Las Vegas Sun

April 18, 2024

Highway Patrol assessing who’s to blame in Harry Reid motorcade crash

At-fault driver was either a Metro or Capitol police officer, official says

Harry Reid in Car Accident

Christopher DeVargas

The scene of a five vehicle accident involving U.S. Sen. Harry Reid’s motorcade, Friday Oct. 26, 2012.

Harry Reid at UMC

A Reid staffer goes to retrieves a suit jacket and rolling briefcase from the back of an SUV outside the Trauma Center at University Medical Center Friday, Oct. 26, 2012. Launch slideshow »

Harry Reid in Car Accident

The scene of a five vehicle accident involving U.S. Sen. Harry Reid's motorcade, Friday Oct. 26, 2012. Launch slideshow »
Harry Reid

Harry Reid

The Nevada Highway Patrol continues to try to determine who was at fault – a U.S. Capitol Police officer or a Metro Police officer – in the multivehicle accident last week in Las Vegas that sent U.S. Sen. Harry Reid to a local emergency room.

Highway Patrol Maj. Kevin Tice said the Highway Patrol had not yet assigned blame in the accident, which occurred about 1:10 p.m. Friday on Interstate 15, just north of the Sahara Avenue exit.

The Highway Patrol investigation, Tice said, is focusing on the last two vehicles in the four-car security detail that was transporting Reid, the Senate majority leader, and his aides to an interview in downtown Las Vegas.

The Highway Patrol’s accident report is not yet completed, but in a telephone call Wednesday morning, Tice gave this summary of what occurred:

Four cars – two vehicles leased by the federal government flanked in the front and rear by two Metro vehicles – were traveling in a line in the northbound lanes of I-15 when traffic apparently stopped abruptly.
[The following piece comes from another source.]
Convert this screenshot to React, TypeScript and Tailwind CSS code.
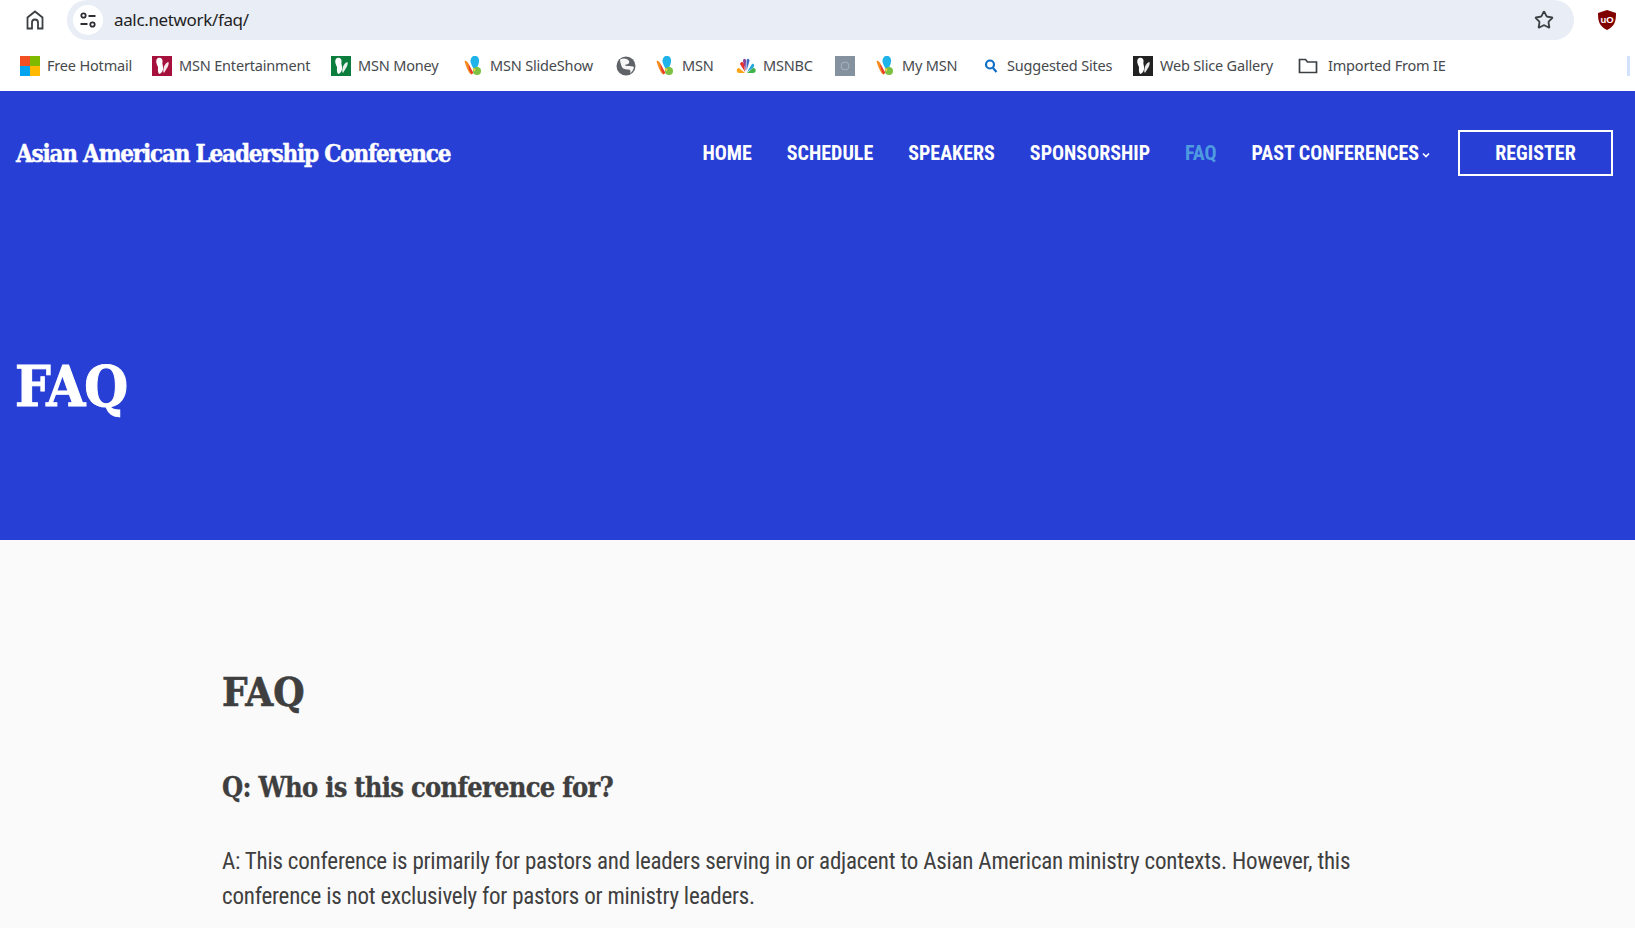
import React from "react";
import { Star } from "lucide-react";

const Win = () => (
  <svg width="20" height="20" viewBox="0 0 20 20"><rect width="10" height="10" fill="#f25022"/><rect x="10" width="10" height="10" fill="#7fba00"/><rect y="10" width="10" height="10" fill="#00a4ef"/><rect x="10" y="10" width="10" height="10" fill="#ffb900"/></svg>
);
const Fly = ({ bg }: { bg: string }) => (
  <svg width="20" height="20" viewBox="0 0 20 20"><rect width="20" height="20" fill={bg}/><path d="M6 2c3-1 5 1 4.500 4-.5 2 .5 3 .5 5 .5 3-1 6-3.500 7C5.500 17 6 13 6 11 4.500 8 3 4 6 2z" fill="#fff"/><path d="M16.500 6c1 3-2 7-4.500 11-1.500-1.500-.5-4.500 0-6.500 1-2 2.500-4.500 4.500-4.500z" fill="#fff" opacity=".9"/></svg>
);
const Msn = () => (
  <svg width="20" height="20" viewBox="1.500 0 20 20">
    <path d="M2 5c2-1 4 2 5 5l3 8c-1 1-2 0-3-1-2-3-4-8-5-12z" fill="#f58a1f"/>
    <path d="M6 8l5 9-2 1c-2-2-3-6-3-10z" fill="#e8392c"/>
    <path d="M11 0c4-1 6 2 5.500 6-.5 3-2 6-4 9C10 11 7.500 7 8 4c.5-2 1.500-3.500 3-4z" fill="#1fb3ea"/>
    <circle cx="14.500" cy="15" r="4" fill="#7cc142"/>
    <path d="M10 12l2 4 1-3z" fill="#f3d23c"/>
  </svg>
);
const Globe = () => (
  <svg width="20" height="20" viewBox="0 0 20 20"><circle cx="10" cy="10" r="9.500" fill="#5f6368"/><path d="M4 3.500C8 1.500 12 3 13 5c1 2-1 3.500-3 3.500-1.500 0-1 1.500 1 1.500 3 0 6 0 7 1-.5 3-2 5-4 6.500 1-2 .5-4-2-4-3 0-6-1-6.500-3.500C5 8 4 6 4 3.500z" fill="#fff" opacity=".95"/></svg>
);
const Nbc = () => (
  <svg width="20" height="20" viewBox="0 0 20 20">
    <path d="M9 17H3C0 17 0 12 3 12z" fill="#f8a51b"/>
    <path d="M9 16L4 8c1-3 4-2 4 0z" fill="#e8352c"/>
    <path d="M9.500 15L7 5c0-3 3-3 3 0z" fill="#8a3f98"/>
    <path d="M10.500 15L10.500 5c0-3 3-3 3 0z" fill="#3f6fc4"/>
    <path d="M11 16l5-8c2-1 3 2 1 4z" fill="#23a5dd"/>
    <path d="M11 17l6-5c3-1 4 5 0 5z" fill="#3fb34a"/>
  </svg>
);
const Search = () => (
  <svg width="16" height="16" viewBox="0 0 16 16" fill="none" stroke="#0f6fc6" strokeWidth="2.200"><circle cx="7" cy="6.500" r="4"/><path d="M10 10l3.500 4"/></svg>
);
const Folder = () => (
  <svg width="20" height="20" viewBox="0 0 20 20" fill="none" stroke="#3c4043" strokeWidth="1.700"><path d="M1.500 3.500h6l2 2.500h9v10.500h-17z"/></svg>
);
const Tile = () => (
  <svg width="20" height="20" viewBox="0 0 20 20"><rect width="20" height="20" fill="#84929f"/><circle cx="10" cy="10" r="4" fill="none" stroke="#a7b2bc"/></svg>
);

const Book = ({ icon, label, w, gap = "gap-[7px]" }: { icon: React.ReactNode; label?: string; w: string; gap?: string }) => (
  <div className={`flex items-center shrink-0 ${gap} ${w}`}>
    <span className="flex w-5 h-5 items-center justify-center shrink-0">{icon}</span>
    {label && <span className="text-[14.5px] text-[#46494d] whitespace-nowrap font-['Noto_Sans',sans-serif] tracking-[-0.18px]">{label}</span>}
  </div>
);

const cond = "font-['Roboto',sans-serif] [font-stretch:75%]";
const slab = "font-['DejaVu_Serif_Condensed','DejaVu_Serif',serif] font-bold";

export default function App() {
  return (
    <div className="w-[1635px] h-[928px] overflow-hidden bg-[#fafafa] flex flex-col">
      <div className="h-[91px] bg-white flex flex-col shrink-0">
        <div className="h-10 flex items-center">
          <div className="w-[67px] flex justify-center pl-[2px]">
            <svg width="18" height="20" viewBox="0 0 18 20" fill="none" stroke="#3c4043" strokeWidth="1.800"><path d="M1.500 18.500V7.500L9 1.500l7.500 6v11h-4.500v-6a3 3 0 0 0-6 0v6z"/></svg>
          </div>
          <div className="w-[1507px] h-10 bg-[#e9edf6] rounded-[20px] flex items-center pl-[6px] pr-[20px]">
              <div className="w-[30px] h-[30px] rounded-full bg-white flex items-center justify-center mr-[11px]">
                <svg width="18" height="18" viewBox="0 0 18 18" fill="none" stroke="#2d2f33" strokeWidth="1.800"><circle cx="4.500" cy="4.500" r="2.200"/><path d="M9.500 5h7M1.500 13h7"/><circle cx="13.500" cy="13.500" r="2.200"/></svg>
              </div>
              <span className="text-[17px] text-[#1f1f1f] font-['Noto_Sans',sans-serif] tracking-[-0.35px] flex-1">aalc.network/faq/</span>
              <Star size={20} color="#3c4043" strokeWidth={2.200}/>
          </div>
          <div className="flex-1 flex justify-center pl-[4px]">
            <svg width="20" height="22" viewBox="0 0 20 22"><path d="M10 1l9 3c0 8-1 13-9 17C2 17 1 12 1 4z" fill="#800000"/><text x="10" y="14" textAnchor="middle" fontSize="9.500" fontWeight="700" fill="#fff" fontFamily="Liberation Sans">uO</text></svg>
          </div>
        </div>
        <div className="flex-1 flex items-center pl-[20px] relative">
          <Book icon={<Win/>} label="Free Hotmail" w="w-[132px]"/>
          <Book icon={<Fly bg="#a5103d"/>} label="MSN Entertainment" w="w-[179px]"/>
          <Book icon={<Fly bg="#0b7d3c"/>} label="MSN Money" w="w-[133px]"/>
          <Book icon={<Msn/>} label="MSN SlideShow" w="w-[152px]" gap="gap-[6px]"/>
          <Book icon={<Globe/>} w="w-[40px]"/>
          <Book icon={<Msn/>} label="MSN" w="w-[80px]" gap="gap-[6px]"/>
          <Book icon={<Nbc/>} label="MSNBC" w="w-[99px]"/>
          <Book icon={<Tile/>} w="w-[41px]"/>
          <Book icon={<Msn/>} label="My MSN" w="w-[105px]" gap="gap-[6px]"/>
          <Book icon={<Search/>} label="Suggested Sites" w="w-[152px]" gap="gap-[6px]"/>
          <Book icon={<Fly bg="#222"/>} label="Web Slice Gallery" w="w-[165px]"/>
          <Book icon={<Folder/>} label="Imported From IE" w="w-[160px]" gap="gap-[10px]"/>
          <div className="absolute right-[5px] top-[16px] w-[3px] h-[20px] bg-[#d3e3fd]"/>
        </div>
      </div>

      <div className="h-[449px] bg-[#283fd6] shrink-0 flex flex-col pl-4 pr-[22px]">
        <div className="h-[124px] flex items-center justify-between">
          <span className={`${slab} text-white text-[24px] tracking-[-1.2px] whitespace-nowrap mt-[2px] [-webkit-text-stroke:0.4px_white]`}>Asian American Leadership Conference</span>
          <div className={`${cond} flex items-center font-bold text-white text-[20px] uppercase whitespace-nowrap`}>
            <span className="mr-[35px]">Home</span>
            <span className="mr-[35px]">Schedule</span>
            <span className="mr-[35px]">Speakers</span>
            <span className="mr-[35px]">Sponsorship</span>
            <span className="mr-[35px] text-[#4f9be0]">FAQ</span>
            <span className="mr-[28px] flex items-center">Past Conferences
              <svg className="ml-[3px] mt-[3px]" width="8" height="6" viewBox="0 0 8 6" fill="none" stroke="#fff" strokeWidth="1.600"><path d="M1 1.500l3 3 3-3"/></svg>
            </span>
            <span className="w-[155px] h-[46px] border-2 border-white flex items-center justify-center">Register</span>
          </div>
        </div>
        <h1 className={`${slab} text-white text-[56px] leading-none mt-[143px] tracking-[-1.2px] -ml-px [-webkit-text-stroke:1px_white]`}>FAQ</h1>
      </div>

      <div className="pl-[222px] w-[1370px]">
        <h2 className={`${slab} text-[#3f3f3f] text-[40px] leading-none mt-[132px] tracking-[0px] [-webkit-text-stroke:0.6px_#3f3f3f]`}>FAQ</h2>
        <h3 className={`${slab} text-[#3f3f3f] text-[27px] leading-none mt-[62px] tracking-[-0.72px] [-webkit-text-stroke:0.3px_#3f3f3f]`}>Q: Who is this conference for?</h3>
        <p className={`${cond} text-[#3f3f3f] text-[23px] leading-[35px] mt-[43px] font-normal tracking-[-0.215px]`}>A: This conference is primarily for pastors and leaders serving in or adjacent to Asian American ministry contexts. However, this conference is not exclusively for pastors or ministry leaders.</p>
      </div>
    </div>
  );
}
One of the last two cars in the line rear-ended the car it was following and a chain-reaction accident involving five cars occurred.

It was, Tice said, “an accordion-type effect.”

A Capitol Police officer was driving the next-to-last vehicle in the motorcade, and a Metro officer was driving the car bringing up the rear.

“We’re trying to determine which driver is at fault,” Tice said.

Reid, 72, who was riding in the second car from the front of the detail, was transported via private vehicle to University Medical Center after the accident. He was treated for bruised ribs and hips and left the hospital later Friday afternoon, his office reported.

Initial reports Friday indicated there had been six vehicles in the accident. Tice said it originally was thought a tractor-trailer was hit in the pileup, but the Highway Patrol could not confirm a tractor-trailer’s involvement in the accident.

The Sun on Monday afternoon filed an open records request with the Nevada Department of Public Safety for the accident report, after efforts to gain additional insight into the accident were stymied throughout the weekend and Monday.

Tice, deputy chief for the Highway Patrol’s Southern Command, said the Highway Patrol had been deferring to requests from federal officials about media inquiries into the accident.

“We accommodated the U.S. Capitol Police request, and Senator Reid’s office, to consolidate with Metro’s PIO and our PIO, so there wouldn’t be multiple statements out there,” he said.

The Highway Patrol’s accident report is expected to be released Thursday.